ENTRIES SUPPLIED:
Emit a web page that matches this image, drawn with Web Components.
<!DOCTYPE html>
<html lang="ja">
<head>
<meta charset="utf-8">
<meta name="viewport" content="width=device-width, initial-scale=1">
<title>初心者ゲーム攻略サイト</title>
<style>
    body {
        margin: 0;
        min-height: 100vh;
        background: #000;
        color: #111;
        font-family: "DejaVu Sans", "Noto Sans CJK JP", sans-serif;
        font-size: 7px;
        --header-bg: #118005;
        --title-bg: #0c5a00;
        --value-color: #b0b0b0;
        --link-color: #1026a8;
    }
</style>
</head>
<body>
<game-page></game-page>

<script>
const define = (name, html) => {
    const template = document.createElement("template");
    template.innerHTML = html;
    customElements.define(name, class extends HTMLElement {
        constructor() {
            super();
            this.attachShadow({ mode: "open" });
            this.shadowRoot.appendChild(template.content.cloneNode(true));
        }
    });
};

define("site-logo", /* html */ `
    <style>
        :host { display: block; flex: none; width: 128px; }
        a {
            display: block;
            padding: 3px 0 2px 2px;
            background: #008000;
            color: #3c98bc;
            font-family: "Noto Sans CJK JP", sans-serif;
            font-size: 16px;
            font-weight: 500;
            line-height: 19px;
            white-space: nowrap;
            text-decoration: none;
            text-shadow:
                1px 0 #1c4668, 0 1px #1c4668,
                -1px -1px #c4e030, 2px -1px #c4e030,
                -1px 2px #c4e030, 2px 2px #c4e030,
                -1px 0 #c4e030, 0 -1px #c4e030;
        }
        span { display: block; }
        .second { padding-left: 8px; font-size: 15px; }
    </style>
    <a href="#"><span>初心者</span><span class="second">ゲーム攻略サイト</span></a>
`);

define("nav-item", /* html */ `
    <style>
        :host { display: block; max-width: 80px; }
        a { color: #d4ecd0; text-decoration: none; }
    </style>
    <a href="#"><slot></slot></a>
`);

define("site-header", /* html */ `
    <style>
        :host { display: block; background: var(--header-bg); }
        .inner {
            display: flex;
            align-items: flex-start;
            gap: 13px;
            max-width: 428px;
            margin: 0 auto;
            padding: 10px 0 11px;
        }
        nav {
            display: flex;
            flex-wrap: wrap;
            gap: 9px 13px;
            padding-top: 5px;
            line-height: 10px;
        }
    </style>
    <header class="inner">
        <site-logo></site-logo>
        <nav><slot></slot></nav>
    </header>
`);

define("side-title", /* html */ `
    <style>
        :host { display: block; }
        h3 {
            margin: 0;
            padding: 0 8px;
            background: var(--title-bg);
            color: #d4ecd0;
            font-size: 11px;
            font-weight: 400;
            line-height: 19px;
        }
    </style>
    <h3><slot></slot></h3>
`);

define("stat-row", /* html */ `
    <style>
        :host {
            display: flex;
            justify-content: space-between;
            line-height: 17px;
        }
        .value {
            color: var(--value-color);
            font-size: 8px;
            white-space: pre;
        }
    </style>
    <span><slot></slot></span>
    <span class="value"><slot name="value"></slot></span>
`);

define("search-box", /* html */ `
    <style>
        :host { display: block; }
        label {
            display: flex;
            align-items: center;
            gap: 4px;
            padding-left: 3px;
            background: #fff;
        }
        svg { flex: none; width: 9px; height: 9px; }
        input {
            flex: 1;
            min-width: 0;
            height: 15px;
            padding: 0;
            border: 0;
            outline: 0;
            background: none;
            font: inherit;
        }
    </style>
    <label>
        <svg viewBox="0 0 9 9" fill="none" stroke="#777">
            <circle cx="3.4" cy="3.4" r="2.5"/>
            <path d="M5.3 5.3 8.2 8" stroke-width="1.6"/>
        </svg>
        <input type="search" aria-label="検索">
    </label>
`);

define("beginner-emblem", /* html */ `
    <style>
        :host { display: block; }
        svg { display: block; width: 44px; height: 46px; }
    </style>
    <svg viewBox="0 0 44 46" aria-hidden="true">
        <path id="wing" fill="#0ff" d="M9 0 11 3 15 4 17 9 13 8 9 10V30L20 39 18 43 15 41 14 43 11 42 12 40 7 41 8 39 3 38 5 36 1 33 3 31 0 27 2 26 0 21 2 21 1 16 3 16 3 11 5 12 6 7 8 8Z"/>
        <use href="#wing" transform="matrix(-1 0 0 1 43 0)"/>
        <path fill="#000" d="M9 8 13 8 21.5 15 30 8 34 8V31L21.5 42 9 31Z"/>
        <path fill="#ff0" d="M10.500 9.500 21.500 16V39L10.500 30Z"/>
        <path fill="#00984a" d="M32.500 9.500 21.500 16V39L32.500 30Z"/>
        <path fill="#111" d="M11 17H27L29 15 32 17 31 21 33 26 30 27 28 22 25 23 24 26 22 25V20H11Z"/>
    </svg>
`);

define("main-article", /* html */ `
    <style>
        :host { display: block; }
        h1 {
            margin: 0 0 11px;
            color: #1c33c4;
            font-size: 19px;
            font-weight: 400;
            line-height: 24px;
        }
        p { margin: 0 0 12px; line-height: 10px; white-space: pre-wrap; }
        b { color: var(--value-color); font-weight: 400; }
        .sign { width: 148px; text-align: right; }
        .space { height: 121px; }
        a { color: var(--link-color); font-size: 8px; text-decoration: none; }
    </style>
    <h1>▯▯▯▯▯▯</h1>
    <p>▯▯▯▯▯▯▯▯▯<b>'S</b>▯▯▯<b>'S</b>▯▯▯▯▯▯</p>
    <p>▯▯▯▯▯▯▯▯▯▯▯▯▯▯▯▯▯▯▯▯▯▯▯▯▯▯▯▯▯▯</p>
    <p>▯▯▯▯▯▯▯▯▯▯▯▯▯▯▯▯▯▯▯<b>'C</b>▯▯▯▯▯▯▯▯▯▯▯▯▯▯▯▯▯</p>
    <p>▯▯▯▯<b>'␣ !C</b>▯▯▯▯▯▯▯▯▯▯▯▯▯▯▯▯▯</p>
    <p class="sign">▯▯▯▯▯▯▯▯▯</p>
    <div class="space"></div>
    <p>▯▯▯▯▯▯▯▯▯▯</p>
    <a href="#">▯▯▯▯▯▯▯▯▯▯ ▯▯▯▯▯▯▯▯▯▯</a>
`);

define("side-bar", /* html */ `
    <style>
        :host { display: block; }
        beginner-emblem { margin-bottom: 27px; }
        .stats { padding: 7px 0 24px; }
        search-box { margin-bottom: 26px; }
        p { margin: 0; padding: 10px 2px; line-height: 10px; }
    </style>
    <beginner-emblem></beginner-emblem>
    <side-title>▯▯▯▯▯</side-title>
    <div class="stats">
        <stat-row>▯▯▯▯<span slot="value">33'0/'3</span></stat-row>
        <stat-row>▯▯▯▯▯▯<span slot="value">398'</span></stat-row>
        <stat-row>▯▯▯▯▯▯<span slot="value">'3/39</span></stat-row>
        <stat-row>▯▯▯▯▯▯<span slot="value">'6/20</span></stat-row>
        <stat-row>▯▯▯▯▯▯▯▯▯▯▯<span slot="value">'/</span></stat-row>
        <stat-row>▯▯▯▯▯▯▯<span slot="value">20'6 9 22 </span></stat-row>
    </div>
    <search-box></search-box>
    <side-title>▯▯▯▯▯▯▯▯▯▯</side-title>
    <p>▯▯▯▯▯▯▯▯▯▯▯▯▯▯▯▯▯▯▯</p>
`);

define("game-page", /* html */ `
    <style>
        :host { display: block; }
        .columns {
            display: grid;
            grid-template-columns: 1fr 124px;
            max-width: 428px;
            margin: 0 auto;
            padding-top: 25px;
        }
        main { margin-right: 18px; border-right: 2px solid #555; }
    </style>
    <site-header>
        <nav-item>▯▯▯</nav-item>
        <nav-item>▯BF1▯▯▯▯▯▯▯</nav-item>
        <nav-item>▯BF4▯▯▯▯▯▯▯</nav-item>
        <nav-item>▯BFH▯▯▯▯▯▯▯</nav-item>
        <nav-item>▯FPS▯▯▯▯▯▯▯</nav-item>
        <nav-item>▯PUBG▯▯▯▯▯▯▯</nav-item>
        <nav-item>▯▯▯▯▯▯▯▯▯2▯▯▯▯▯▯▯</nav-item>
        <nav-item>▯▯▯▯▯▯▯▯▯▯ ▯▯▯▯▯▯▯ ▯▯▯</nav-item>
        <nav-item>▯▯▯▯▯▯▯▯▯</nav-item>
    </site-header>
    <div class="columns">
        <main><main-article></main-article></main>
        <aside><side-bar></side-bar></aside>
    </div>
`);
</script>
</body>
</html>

...

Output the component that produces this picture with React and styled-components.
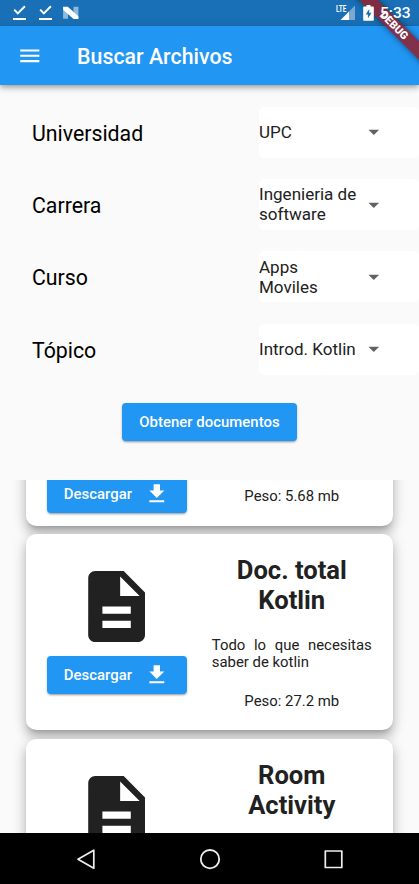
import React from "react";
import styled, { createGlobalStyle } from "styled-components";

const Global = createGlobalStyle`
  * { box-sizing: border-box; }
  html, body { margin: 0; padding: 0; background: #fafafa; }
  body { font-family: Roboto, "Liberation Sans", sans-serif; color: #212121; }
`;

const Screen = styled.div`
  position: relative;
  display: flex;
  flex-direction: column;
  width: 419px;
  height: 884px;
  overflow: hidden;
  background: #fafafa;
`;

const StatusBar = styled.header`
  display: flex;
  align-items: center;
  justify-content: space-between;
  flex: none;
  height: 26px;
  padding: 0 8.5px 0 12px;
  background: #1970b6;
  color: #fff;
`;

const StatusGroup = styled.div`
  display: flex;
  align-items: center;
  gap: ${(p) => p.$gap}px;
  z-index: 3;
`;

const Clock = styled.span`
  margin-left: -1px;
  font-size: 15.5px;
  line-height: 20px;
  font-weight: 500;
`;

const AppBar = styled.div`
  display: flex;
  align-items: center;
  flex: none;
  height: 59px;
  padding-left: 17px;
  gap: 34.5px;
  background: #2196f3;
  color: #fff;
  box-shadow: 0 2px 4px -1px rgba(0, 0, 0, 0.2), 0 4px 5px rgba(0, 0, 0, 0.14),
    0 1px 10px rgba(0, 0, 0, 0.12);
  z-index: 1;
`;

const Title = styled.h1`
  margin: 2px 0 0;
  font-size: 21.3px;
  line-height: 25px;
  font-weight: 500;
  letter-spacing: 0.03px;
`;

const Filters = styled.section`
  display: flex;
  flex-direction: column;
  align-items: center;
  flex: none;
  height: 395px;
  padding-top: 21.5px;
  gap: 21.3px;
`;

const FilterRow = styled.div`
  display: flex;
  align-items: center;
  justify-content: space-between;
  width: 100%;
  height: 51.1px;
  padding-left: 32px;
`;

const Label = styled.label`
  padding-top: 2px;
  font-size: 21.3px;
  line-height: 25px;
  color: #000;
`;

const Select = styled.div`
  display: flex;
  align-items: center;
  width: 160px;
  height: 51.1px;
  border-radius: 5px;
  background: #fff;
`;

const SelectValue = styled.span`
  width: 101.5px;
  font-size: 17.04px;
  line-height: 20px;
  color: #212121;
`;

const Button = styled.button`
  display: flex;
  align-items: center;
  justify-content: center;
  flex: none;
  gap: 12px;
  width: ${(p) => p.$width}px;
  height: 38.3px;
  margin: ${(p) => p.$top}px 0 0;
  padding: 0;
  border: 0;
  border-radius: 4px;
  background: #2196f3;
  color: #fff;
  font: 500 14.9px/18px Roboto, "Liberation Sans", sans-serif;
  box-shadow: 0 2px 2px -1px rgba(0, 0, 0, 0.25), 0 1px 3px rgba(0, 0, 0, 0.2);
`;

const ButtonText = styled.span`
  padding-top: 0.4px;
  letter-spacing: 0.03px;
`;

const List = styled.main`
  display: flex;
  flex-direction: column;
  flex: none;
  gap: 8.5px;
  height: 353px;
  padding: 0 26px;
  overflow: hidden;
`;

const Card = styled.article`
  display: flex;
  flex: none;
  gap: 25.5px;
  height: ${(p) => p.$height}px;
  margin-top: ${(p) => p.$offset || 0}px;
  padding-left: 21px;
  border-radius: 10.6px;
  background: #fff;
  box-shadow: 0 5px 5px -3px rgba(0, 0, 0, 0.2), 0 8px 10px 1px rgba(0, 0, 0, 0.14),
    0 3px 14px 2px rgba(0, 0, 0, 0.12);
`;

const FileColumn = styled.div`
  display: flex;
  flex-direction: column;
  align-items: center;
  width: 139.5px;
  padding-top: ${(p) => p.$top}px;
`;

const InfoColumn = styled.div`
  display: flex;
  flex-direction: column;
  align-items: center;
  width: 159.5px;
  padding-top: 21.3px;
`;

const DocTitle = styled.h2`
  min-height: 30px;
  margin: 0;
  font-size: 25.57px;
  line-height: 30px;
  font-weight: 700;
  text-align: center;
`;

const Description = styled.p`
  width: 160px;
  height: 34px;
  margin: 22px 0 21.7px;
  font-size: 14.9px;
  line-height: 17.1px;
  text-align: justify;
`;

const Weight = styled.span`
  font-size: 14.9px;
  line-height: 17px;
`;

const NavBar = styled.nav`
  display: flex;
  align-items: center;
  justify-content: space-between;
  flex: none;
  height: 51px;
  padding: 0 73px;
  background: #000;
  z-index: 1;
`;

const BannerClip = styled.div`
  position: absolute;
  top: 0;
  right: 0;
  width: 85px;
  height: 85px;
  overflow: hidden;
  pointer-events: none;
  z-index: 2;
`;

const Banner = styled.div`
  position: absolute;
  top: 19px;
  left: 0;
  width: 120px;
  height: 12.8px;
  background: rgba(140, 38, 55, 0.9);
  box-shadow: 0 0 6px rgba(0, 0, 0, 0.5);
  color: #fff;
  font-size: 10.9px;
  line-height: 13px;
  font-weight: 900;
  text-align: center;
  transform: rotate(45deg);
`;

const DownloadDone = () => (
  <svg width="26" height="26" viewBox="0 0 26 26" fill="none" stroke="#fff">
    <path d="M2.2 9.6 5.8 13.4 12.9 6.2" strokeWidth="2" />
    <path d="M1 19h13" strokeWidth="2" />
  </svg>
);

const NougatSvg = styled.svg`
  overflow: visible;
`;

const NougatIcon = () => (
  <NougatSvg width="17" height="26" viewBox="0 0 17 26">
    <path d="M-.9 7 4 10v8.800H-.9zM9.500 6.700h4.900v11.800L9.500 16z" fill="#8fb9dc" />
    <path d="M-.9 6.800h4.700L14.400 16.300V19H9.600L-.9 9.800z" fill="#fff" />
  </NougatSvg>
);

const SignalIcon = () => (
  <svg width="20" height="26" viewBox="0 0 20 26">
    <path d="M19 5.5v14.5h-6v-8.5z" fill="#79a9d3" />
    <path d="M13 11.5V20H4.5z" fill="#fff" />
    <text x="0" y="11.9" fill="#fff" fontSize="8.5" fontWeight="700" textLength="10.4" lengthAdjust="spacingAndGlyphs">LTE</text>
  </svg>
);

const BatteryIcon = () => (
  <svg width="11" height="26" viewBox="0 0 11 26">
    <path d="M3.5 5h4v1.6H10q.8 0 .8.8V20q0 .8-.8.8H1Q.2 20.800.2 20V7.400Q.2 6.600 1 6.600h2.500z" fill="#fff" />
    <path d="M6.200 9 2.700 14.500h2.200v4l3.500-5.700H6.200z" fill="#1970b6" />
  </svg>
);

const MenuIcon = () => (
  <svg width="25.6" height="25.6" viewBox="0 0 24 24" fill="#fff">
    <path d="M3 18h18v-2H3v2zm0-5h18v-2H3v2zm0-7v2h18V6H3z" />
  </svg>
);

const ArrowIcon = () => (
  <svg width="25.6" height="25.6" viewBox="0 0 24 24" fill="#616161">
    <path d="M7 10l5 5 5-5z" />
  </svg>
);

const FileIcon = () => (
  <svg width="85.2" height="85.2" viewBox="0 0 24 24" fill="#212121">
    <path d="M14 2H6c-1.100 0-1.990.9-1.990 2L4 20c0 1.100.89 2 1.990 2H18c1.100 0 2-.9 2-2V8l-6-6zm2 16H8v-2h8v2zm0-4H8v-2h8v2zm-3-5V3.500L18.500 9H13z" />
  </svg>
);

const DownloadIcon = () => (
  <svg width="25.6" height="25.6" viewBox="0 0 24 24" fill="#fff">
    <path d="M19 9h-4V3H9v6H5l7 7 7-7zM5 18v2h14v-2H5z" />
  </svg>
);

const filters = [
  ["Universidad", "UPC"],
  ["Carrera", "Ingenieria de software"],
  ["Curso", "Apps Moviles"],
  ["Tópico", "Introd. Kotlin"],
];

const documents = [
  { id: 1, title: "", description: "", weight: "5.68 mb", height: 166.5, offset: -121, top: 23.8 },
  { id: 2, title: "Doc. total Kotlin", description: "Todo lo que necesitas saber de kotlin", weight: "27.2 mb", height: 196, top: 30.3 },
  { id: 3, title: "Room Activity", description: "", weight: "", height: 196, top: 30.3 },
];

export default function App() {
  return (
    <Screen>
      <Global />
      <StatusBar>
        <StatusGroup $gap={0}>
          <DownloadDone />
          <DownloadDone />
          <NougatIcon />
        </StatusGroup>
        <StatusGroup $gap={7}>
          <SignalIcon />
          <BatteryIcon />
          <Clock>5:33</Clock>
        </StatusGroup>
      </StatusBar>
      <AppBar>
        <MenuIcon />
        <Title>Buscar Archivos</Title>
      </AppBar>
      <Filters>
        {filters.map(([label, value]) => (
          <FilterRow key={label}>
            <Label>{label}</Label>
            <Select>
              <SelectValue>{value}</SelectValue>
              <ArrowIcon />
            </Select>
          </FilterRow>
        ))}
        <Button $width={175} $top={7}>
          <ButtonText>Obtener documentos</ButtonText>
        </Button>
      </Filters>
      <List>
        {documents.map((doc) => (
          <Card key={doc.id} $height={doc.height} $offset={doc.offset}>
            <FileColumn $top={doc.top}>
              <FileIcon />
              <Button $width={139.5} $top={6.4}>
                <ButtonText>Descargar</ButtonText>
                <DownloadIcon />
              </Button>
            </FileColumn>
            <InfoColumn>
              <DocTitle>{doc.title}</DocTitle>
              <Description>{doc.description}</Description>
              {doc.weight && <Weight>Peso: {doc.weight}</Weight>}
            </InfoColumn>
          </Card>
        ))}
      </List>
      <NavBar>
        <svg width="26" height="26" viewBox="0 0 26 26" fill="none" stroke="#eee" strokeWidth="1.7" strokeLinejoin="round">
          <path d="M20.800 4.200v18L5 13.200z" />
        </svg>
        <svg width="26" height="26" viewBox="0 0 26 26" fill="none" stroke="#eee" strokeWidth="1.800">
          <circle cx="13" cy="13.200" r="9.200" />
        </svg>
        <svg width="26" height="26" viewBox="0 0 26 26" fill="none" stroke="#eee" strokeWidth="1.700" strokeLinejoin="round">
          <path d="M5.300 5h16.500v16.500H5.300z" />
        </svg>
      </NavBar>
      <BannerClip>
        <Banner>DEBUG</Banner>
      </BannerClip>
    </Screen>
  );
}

* * *

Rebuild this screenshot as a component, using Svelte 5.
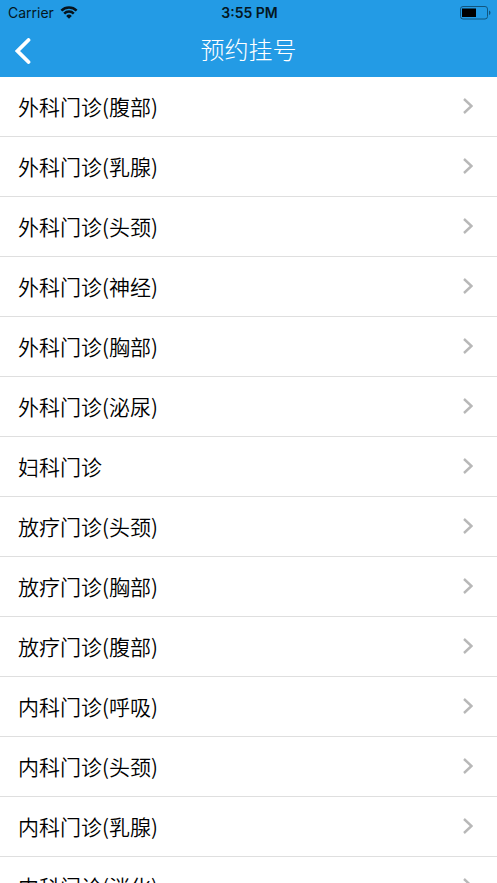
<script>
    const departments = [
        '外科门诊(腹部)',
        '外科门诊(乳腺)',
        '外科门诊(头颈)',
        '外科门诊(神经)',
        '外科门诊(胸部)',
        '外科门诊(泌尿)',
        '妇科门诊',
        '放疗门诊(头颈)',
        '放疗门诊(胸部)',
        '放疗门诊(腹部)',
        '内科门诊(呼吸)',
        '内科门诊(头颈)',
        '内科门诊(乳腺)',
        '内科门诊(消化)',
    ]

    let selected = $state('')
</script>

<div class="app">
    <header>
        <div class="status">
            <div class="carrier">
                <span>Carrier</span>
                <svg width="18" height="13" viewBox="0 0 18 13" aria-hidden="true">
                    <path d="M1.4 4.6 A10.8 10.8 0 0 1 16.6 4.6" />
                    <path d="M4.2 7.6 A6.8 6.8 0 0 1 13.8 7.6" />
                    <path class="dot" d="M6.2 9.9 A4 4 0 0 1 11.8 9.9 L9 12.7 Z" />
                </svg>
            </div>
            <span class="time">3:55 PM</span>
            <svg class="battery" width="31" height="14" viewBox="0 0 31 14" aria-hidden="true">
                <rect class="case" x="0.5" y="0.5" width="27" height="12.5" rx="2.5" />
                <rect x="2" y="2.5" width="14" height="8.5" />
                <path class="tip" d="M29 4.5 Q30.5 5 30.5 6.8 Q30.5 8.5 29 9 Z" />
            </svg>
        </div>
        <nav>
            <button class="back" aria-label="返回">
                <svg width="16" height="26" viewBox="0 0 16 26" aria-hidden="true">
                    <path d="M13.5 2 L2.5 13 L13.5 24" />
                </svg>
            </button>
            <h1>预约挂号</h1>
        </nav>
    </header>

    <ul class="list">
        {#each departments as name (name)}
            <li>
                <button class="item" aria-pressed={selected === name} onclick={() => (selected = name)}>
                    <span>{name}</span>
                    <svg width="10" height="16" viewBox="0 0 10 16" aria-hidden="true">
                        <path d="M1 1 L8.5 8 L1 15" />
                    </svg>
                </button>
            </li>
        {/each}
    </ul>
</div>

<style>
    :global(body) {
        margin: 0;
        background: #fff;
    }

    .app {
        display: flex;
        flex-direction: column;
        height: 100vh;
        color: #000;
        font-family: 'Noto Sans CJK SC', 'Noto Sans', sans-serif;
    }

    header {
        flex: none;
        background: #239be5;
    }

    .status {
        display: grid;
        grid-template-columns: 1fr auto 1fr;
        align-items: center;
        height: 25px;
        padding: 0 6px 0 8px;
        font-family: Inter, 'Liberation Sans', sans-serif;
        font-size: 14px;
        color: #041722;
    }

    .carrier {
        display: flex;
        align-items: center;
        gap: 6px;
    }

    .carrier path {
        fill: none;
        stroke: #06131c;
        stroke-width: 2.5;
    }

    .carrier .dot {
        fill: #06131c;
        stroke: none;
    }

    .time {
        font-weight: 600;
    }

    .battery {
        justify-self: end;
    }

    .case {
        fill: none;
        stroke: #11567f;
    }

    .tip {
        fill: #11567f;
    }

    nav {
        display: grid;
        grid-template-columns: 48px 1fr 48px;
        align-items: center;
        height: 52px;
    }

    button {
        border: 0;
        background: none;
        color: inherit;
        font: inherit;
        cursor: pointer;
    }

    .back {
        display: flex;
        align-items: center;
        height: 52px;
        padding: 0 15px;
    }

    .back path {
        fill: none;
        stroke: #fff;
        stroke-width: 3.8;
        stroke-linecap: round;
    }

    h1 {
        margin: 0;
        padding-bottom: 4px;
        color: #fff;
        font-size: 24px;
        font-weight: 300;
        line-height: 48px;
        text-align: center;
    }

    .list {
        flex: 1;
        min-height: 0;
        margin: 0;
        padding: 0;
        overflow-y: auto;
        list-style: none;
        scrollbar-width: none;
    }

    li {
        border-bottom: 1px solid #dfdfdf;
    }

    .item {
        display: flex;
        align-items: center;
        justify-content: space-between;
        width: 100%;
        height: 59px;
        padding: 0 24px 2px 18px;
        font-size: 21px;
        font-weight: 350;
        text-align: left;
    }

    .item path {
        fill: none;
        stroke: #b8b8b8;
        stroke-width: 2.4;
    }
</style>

TASK DESCRIPTION: Output the section opening with the line that has "Emit a web page" and closing with the line that has "<game-page></game-page>". Keep both end lines and leave out the rest.

TASK RESPONSE:
Emit a web page that matches this image, drawn with Web Components.
<!DOCTYPE html>
<html lang="ja">
<head>
<meta charset="utf-8">
<meta name="viewport" content="width=device-width, initial-scale=1">
<title>初心者ゲーム攻略サイト</title>
<style>
    body {
        margin: 0;
        min-height: 100vh;
        background: #000;
        color: #111;
        font-family: "DejaVu Sans", "Noto Sans CJK JP", sans-serif;
        font-size: 7px;
        --header-bg: #118005;
        --title-bg: #0c5a00;
        --value-color: #b0b0b0;
        --link-color: #1026a8;
    }
</style>
</head>
<body>
<game-page></game-page>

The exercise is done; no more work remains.